=== MATERIAL PROVIDED ===
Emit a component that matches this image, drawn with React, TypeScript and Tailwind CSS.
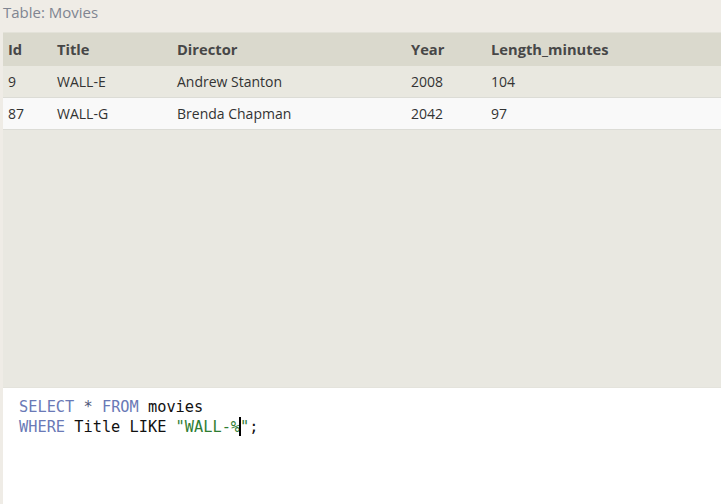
import React from "react";

const cols = [
  { key: "Id", w: "w-[49px]" },
  { key: "Title", w: "w-[120px]" },
  { key: "Director", w: "w-[234px]" },
  { key: "Year", w: "w-[80px]" },
  { key: "Length_minutes", w: "flex-1" },
];

const rows = [
  ["9", "WALL-E", "Andrew Stanton", "2008", "104"],
  ["87", "WALL-G", "Brenda Chapman", "2042", "97"],
];

export default function App() {
  return (
    <div
      className="w-[721px] h-[504px] bg-[#efece6] flex flex-col overflow-hidden"
      style={{ fontFamily: '"Open Sans", "Noto Sans", sans-serif' }}
    >
      <div className="h-[32px] pl-[3px] pt-[1px] text-[15px] leading-[22px] text-[#808591]">
        Table: Movies
      </div>
      <div className="ml-[3px] h-[355px] bg-[#e9e8e1] flex flex-col">
        <div className="h-[34px] bg-[#dad9cd] flex items-center text-[14.7px] font-bold text-[#474747] border-t border-[#e3e2d9]">
          {cols.map((c) => (
            <div key={c.key} className={`${c.w} pl-[5px]`}>
              {c.key}
            </div>
          ))}
        </div>
        {rows.map((r, i) => (
          <div
            key={i}
            className={`h-[32px] flex items-center text-[14px] text-[#333333] border-b border-[#dcdcd6] ${
              i === 0 ? "bg-[#e9e8e0]" : "bg-[#f9f9f9]"
            }`}
          >
            {r.map((v, j) => (
              <div key={j} className={`${cols[j].w} pl-[5px]`}>
                {v}
              </div>
            ))}
          </div>
        ))}
      </div>
      <div className="ml-[3px] flex-1 bg-white border-t border-[#e4e3dc] pl-[16px] pt-[9px]">
        <div
          className="text-[15.3px] leading-[20px] text-[#111111] whitespace-pre"
          style={{ fontFamily: '"DejaVu Sans Mono", "Liberation Mono", monospace' }}
        >
          <div>
            <span className="text-[#6a79b6]">SELECT</span> <span className="text-[#4d5578]">*</span>{" "}
            <span className="text-[#6a79b6]">FROM</span> movies
          </div>
          <div>
            <span className="text-[#6a79b6]">WHERE</span> Title LIKE{" "}
            <span className="text-[#2f7d32]">"WALL-%</span>
            <span className="relative">
              <span className="absolute left-[-1px] top-[-1px] w-[2px] h-[19px] bg-black" />
              <span className="text-[#2f7d32]">"</span>
            </span>
            ;
          </div>
        </div>
      </div>
    </div>
  );
}
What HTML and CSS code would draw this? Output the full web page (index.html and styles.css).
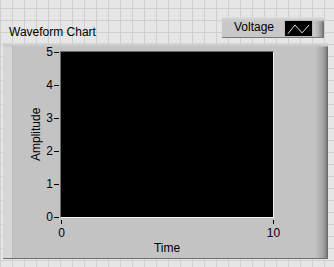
FILE: index.html
```html
<!DOCTYPE html>
<html>
<head>
<meta charset="utf-8">
<link rel="stylesheet" href="styles.css">
</head>
<body>
<div class="header">
  <div class="title">Waveform Chart</div>
  <div class="legend">
    <span class="legend-name">Voltage</span>
    <svg class="swatch" width="29" height="17" viewBox="0 0 29 17">
      <polyline points="2.5,14.5 10.5,4.5 18.5,13.5 26.5,4.5" fill="none" stroke="#fff" stroke-width="1"/>
    </svg>
  </div>
</div>
<div class="frame">
  <div class="chart">
    <div class="ytitle">Amplitude</div>
    <div class="yscale">
      <div class="ytick"><span>5</span><i></i></div>
      <div class="ytick"><span>4</span><i></i></div>
      <div class="ytick"><span>3</span><i></i></div>
      <div class="ytick"><span>2</span><i></i></div>
      <div class="ytick"><span>1</span><i></i></div>
      <div class="ytick"><span>0</span><i></i></div>
    </div>
    <div class="plotcol">
      <div class="plot"></div>
      <div class="xscale">
        <div class="xtick"><i></i><span>0</span></div>
        <div class="xtick"><i></i><span>10</span></div>
      </div>
      <div class="xtitle">Time</div>
    </div>
  </div>
</div>
</body>
</html>
```
FILE: styles.css
```css
html, body {
  margin: 0;
  padding: 0;
}
body {
  width: 334px;
  height: 267px;
  overflow: hidden;
  font-family: "Liberation Sans", Arial, sans-serif;
  font-size: 12px;
  line-height: 14px;
  color: #000;
  background-color: #e6e6e6;
  background-image:
    linear-gradient(to right, #d0d0d0 1px, transparent 1px),
    linear-gradient(to bottom, #d0d0d0 1px, transparent 1px);
  background-size: 12px 12px;
  background-position: 0 8px;
}
.header {
  display: flex;
  padding-top: 17px;
  height: 21px;
}
.title {
  margin: 8px 0 0 9px;
  white-space: nowrap;
}
.legend {
  margin-left: auto;
  margin-right: 10px;
  width: 102px;
  height: 21px;
  box-sizing: border-box;
  display: flex;
  align-items: flex-start;
  padding-left: 12px;
  background:
    linear-gradient(to bottom, #dedede 0, #cbcbcb 3px, transparent 5px),
    linear-gradient(to left, #707070 0, #707070 1px, #8c8c8c 2px, #b4b4b4 6px, #c8c8c8 10px);
  box-shadow: inset 0 -1px 0 #7a7a7a;
}
.legend-name {
  margin-top: 3px;
  white-space: nowrap;
}
.swatch {
  display: block;
  margin: 3px 0 0 10px;
  width: 29px;
  height: 17px;
  box-sizing: border-box;
  background: #000;
  border: 1px solid #b8b8b8;
}
.frame {
  margin: 5px 0 0 3px;
  width: 325px;
  height: 216px;
  box-sizing: border-box;
  padding: 8px 0 0 26px;
  background:
    linear-gradient(to bottom, #d8d8d8 0, #c6c6c6 3px, transparent 4px),
    linear-gradient(to right, #d6d6d6 0 9px, #bcbcbc 9px 10px, transparent 10px),
    linear-gradient(to left, #6c6c6c 0, #6c6c6c 1px, #8a8a8a 2px, #a8a8a8 6px, #c3c3c3 13px);
  box-shadow: inset 0 -1px 0 #6e6e6e;
}
.chart {
  display: flex;
  align-items: flex-start;
}
.ytitle {
  width: 14px;
  height: 167px;
  writing-mode: vertical-rl;
  transform: rotate(180deg);
  text-align: center;
  white-space: nowrap;
}
.yscale {
  width: 17px;
  height: 179px;
  margin-top: -6px;
  display: flex;
  flex-direction: column;
  justify-content: space-between;
}
.ytick {
  display: flex;
  align-items: flex-start;
  height: 14px;
}
.ytick span {
  width: 10px;
  text-align: right;
}
.ytick i {
  display: block;
  width: 5px;
  height: 1px;
  margin: 7px 0 0 1px;
  background: #000;
}
.plot {
  width: 214px;
  height: 167px;
  box-sizing: border-box;
  background: #000;
  border-style: solid;
  border-width: 1px;
  border-color: #6a6a6a #f2f2f2 #f2f2f2 #6a6a6a;
}
.xscale {
  display: flex;
  justify-content: space-between;
  margin-left: 1px;
  width: 213px;
}
.xtick {
  width: 1px;
  display: flex;
  flex-direction: column;
  align-items: center;
}
.xtick i {
  display: block;
  width: 1px;
  height: 4px;
  margin-top: 2px;
  background: #000;
}
.xtick span {
  margin-top: 2px;
  white-space: nowrap;
}
.xtitle {
  width: 214px;
  margin-top: 1px;
  text-align: center;
}
```
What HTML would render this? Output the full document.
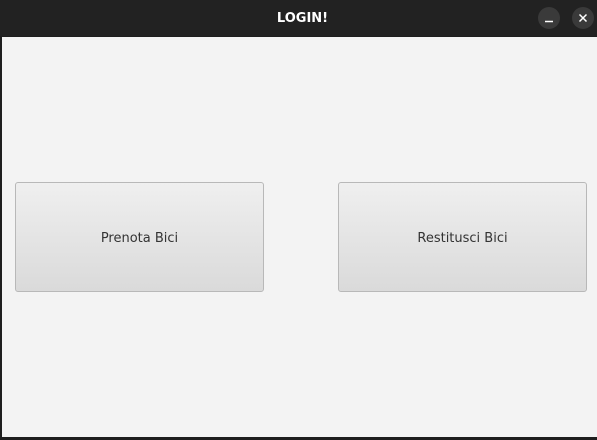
<!DOCTYPE html>
<html><head><style>
html,body{margin:0;padding:0;width:597px;height:440px;overflow:hidden;background:#1e1e1e;font-family:"DejaVu Sans","Liberation Sans",sans-serif}
.bar{position:absolute;left:0;top:0;width:597px;height:36px;background:#222222;}
.title{position:absolute;left:4px;width:597px;top:1px;height:36px;line-height:36px;text-align:center;color:#fff;font-weight:bold;font-size:13px}
.wb{position:absolute;top:7px;width:22px;height:22px;border-radius:50%;background:#3a3a3a}
.content{position:absolute;left:2px;top:37px;width:595px;height:400px;background:#f3f3f3}
.btn{position:absolute;top:182px;width:247px;height:108px;border:1px solid #b8b8b8;border-radius:3px;background:linear-gradient(#efefef,#dadada);color:#333;font-size:13px;text-align:center;line-height:112px;box-sizing:content-box}
</style></head><body>
<div class="bar"><div class="title">LOGIN!</div>
<div class="wb" style="left:538px"><svg width="22" height="22"><line x1="7" y1="14.5" x2="15" y2="14.5" stroke="#fff" stroke-width="1.5"/></svg></div>
<div class="wb" style="left:572px"><svg width="22" height="22"><path d="M7.5 7.5L14.5 14.5M14.5 7.5L7.5 14.5" stroke="#fff" stroke-width="1.5"/></svg></div>
</div>
<div class="content"></div>
<div class="btn" style="left:15px">Prenota Bici</div>
<div class="btn" style="left:338px">Restitusci Bici</div>
</body></html>
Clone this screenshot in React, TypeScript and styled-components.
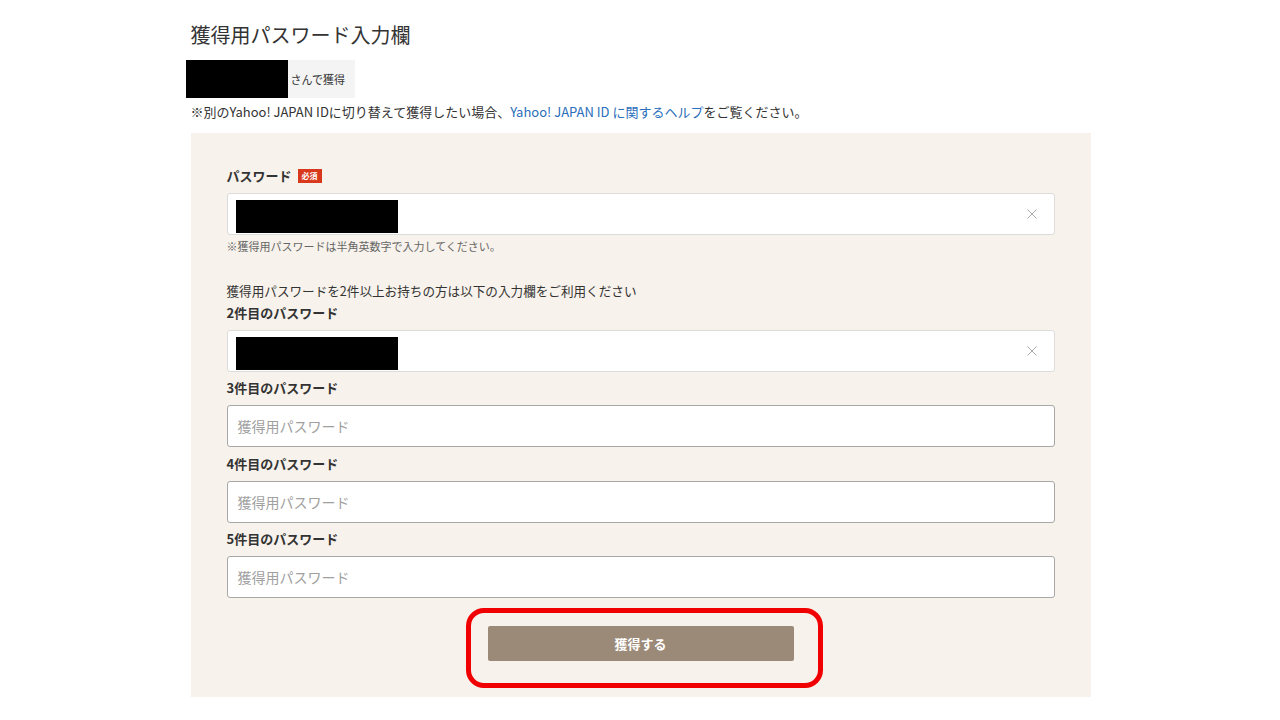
===
— EXERCISE INSTRUCTIONS —
Up to and including the line that contains "import React from", print the records above exactly from their first line, without any pictures.

— TASK OUTPUT —
Emit a component that matches this image, drawn with React, TypeScript and Tailwind CSS.
import React from "react";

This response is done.